Make an exact copy of all the entries, but do not reproduce the pictures.
━━━━━ Data for processing ━━━━━
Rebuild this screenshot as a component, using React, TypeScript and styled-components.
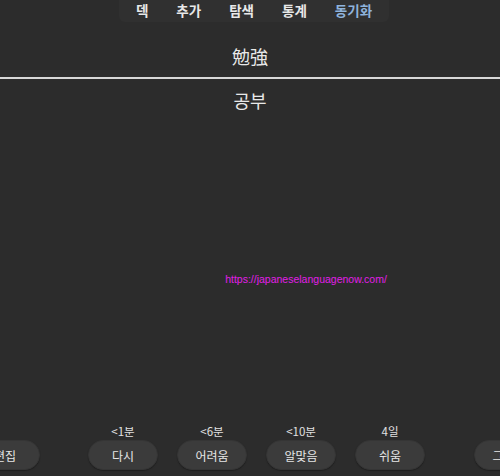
import React from "react";
import styled, { createGlobalStyle } from "styled-components";

const Global = createGlobalStyle`
  html, body { margin: 0; padding: 0; background: #2c2c2c; overflow: hidden; }
  body { font-family: "Noto Sans CJK KR", "Noto Sans", sans-serif; color: #e6e6e6; }
`;

const Page = styled.div`
  height: 476px;
  display: flex;
  flex-direction: column;
  overflow: hidden;
`;

const TopWrap = styled.div`
  display: flex;
  justify-content: center;
`;

const Toolbar = styled.nav`
  display: flex;
  align-items: flex-start;
  height: 22px;
  padding: 0 3px;
  margin-left: 8px;
  background: #303030;
  border-radius: 0 0 6px 6px;
`;

const Tab = styled.span<{ $active?: boolean }>`
  font-size: 13.5px;
  font-weight: 700;
  line-height: 20px;
  padding: 0 14px;
  color: ${(p) => (p.$active ? "#8fb3dc" : "#e8e8e8")};
`;

const Card = styled.main`
  flex: 1;
  display: flex;
  flex-direction: column;
  align-items: center;
  padding-top: 21px;
  font-family: "Noto Sans CJK JP", "Noto Sans CJK KR", sans-serif;
  font-size: 18px;
  color: #e8e8e8;
`;

const Word = styled.div`
  line-height: 26px;
`;

const Rule = styled.hr`
  align-self: stretch;
  margin: 8px 0 8px;
  border: none;
  height: 2px;
  background: #d8d8d8;
`;

const Link = styled.div`
  margin-top: 160px;
  padding-left: 112px;
  font-family: "Liberation Sans", sans-serif;
  font-size: 10.5px;
  color: #e21ee8;
`;

const Bottom = styled.footer`
  display: flex;
  align-items: flex-end;
  margin-left: -30px;
  padding-bottom: 6px;
`;

const Answers = styled.div`
  display: flex;
  gap: 19px;
  margin: 0 49px 0 48px;
`;

const Column = styled.div`
  display: flex;
  flex-direction: column;
  align-items: center;
  gap: 2px;
`;

const Due = styled.span`
  font-size: 11.5px;
  line-height: 14px;
  color: #e0e0e0;
`;

const Button = styled.button`
  flex: none;
  width: 70px;
  height: 30px;
  border-radius: 15px;
  border: 1px solid #353535;
  background: #3b3b3b;
  box-shadow: 0 1px 1px #202020;
  color: #e6e6e6;
  font-family: "Noto Sans CJK KR", sans-serif;
  font-size: 12px;
  padding: 0;
`;

const answers = [
  { due: "<1분", label: "다시" },
  { due: "<6분", label: "어려움" },
  { due: "<10분", label: "알맞음" },
  { due: "4일", label: "쉬움" },
];

export default function App() {
  return (
    <>
      <Global />
      <Page>
        <TopWrap>
          <Toolbar>
            <Tab>덱</Tab>
            <Tab>추가</Tab>
            <Tab>탐색</Tab>
            <Tab>통계</Tab>
            <Tab $active>동기화</Tab>
          </Toolbar>
        </TopWrap>
        <Card>
          <Word>勉強</Word>
          <Rule />
          <Word>공부</Word>
          <Link>https://japaneselanguagenow.com/</Link>
        </Card>
        <Bottom>
          <Button>편집</Button>
          <Answers>
            {answers.map((a) => (
              <Column key={a.label}>
                <Due>{a.due}</Due>
                <Button>{a.label}</Button>
              </Column>
            ))}
          </Answers>
          <Button>그밖에</Button>
        </Bottom>
      </Page>
    </>
  );
}
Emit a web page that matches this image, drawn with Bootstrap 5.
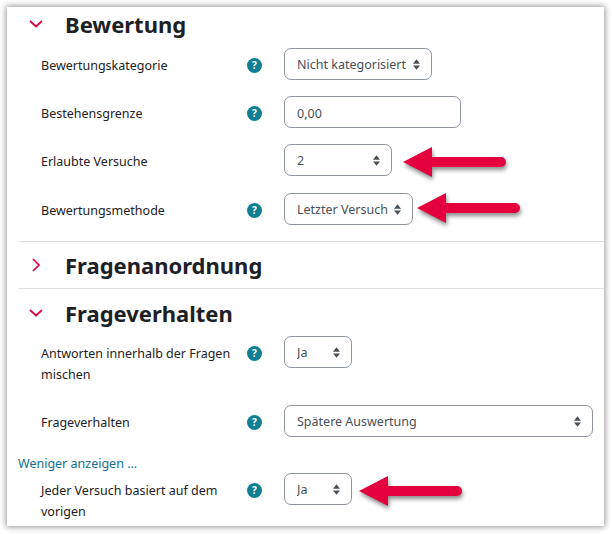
━━━━━
> _Result of this task_:
Rebuild this screenshot as a component, using React, TypeScript and styled-components.
import React from "react";
import styled, { createGlobalStyle } from "styled-components";

const Global = createGlobalStyle`
  html, body { margin: 0; padding: 0; background: #2c2c2c; overflow: hidden; }
  body { font-family: "Noto Sans CJK KR", "Noto Sans", sans-serif; color: #e6e6e6; }
`;

const Page = styled.div`
  height: 476px;
  display: flex;
  flex-direction: column;
  overflow: hidden;
`;

const TopWrap = styled.div`
  display: flex;
  justify-content: center;
`;

const Toolbar = styled.nav`
  display: flex;
  align-items: flex-start;
  height: 22px;
  padding: 0 3px;
  margin-left: 8px;
  background: #303030;
  border-radius: 0 0 6px 6px;
`;

const Tab = styled.span<{ $active?: boolean }>`
  font-size: 13.5px;
  font-weight: 700;
  line-height: 20px;
  padding: 0 14px;
  color: ${(p) => (p.$active ? "#8fb3dc" : "#e8e8e8")};
`;

const Card = styled.main`
  flex: 1;
  display: flex;
  flex-direction: column;
  align-items: center;
  padding-top: 21px;
  font-family: "Noto Sans CJK JP", "Noto Sans CJK KR", sans-serif;
  font-size: 18px;
  color: #e8e8e8;
`;

const Word = styled.div`
  line-height: 26px;
`;

const Rule = styled.hr`
  align-self: stretch;
  margin: 8px 0 8px;
  border: none;
  height: 2px;
  background: #d8d8d8;
`;

const Link = styled.div`
  margin-top: 160px;
  padding-left: 112px;
  font-family: "Liberation Sans", sans-serif;
  font-size: 10.5px;
  color: #e21ee8;
`;

const Bottom = styled.footer`
  display: flex;
  align-items: flex-end;
  margin-left: -30px;
  padding-bottom: 6px;
`;

const Answers = styled.div`
  display: flex;
  gap: 19px;
  margin: 0 49px 0 48px;
`;

const Column = styled.div`
  display: flex;
  flex-direction: column;
  align-items: center;
  gap: 2px;
`;

const Due = styled.span`
  font-size: 11.5px;
  line-height: 14px;
  color: #e0e0e0;
`;

const Button = styled.button`
  flex: none;
  width: 70px;
  height: 30px;
  border-radius: 15px;
  border: 1px solid #353535;
  background: #3b3b3b;
  box-shadow: 0 1px 1px #202020;
  color: #e6e6e6;
  font-family: "Noto Sans CJK KR", sans-serif;
  font-size: 12px;
  padding: 0;
`;

const answers = [
  { due: "<1분", label: "다시" },
  { due: "<6분", label: "어려움" },
  { due: "<10분", label: "알맞음" },
  { due: "4일", label: "쉬움" },
];

export default function App() {
  return (
    <>
      <Global />
      <Page>
        <TopWrap>
          <Toolbar>
            <Tab>덱</Tab>
            <Tab>추가</Tab>
            <Tab>탐색</Tab>
            <Tab>통계</Tab>
            <Tab $active>동기화</Tab>
          </Toolbar>
        </TopWrap>
        <Card>
          <Word>勉強</Word>
          <Rule />
          <Word>공부</Word>
          <Link>https://japaneselanguagenow.com/</Link>
        </Card>
        <Bottom>
          <Button>편집</Button>
          <Answers>
            {answers.map((a) => (
              <Column key={a.label}>
                <Due>{a.due}</Due>
                <Button>{a.label}</Button>
              </Column>
            ))}
          </Answers>
          <Button>그밖에</Button>
        </Bottom>
      </Page>
    </>
  );
}
Emit a web page that matches this image, drawn with Bootstrap 5.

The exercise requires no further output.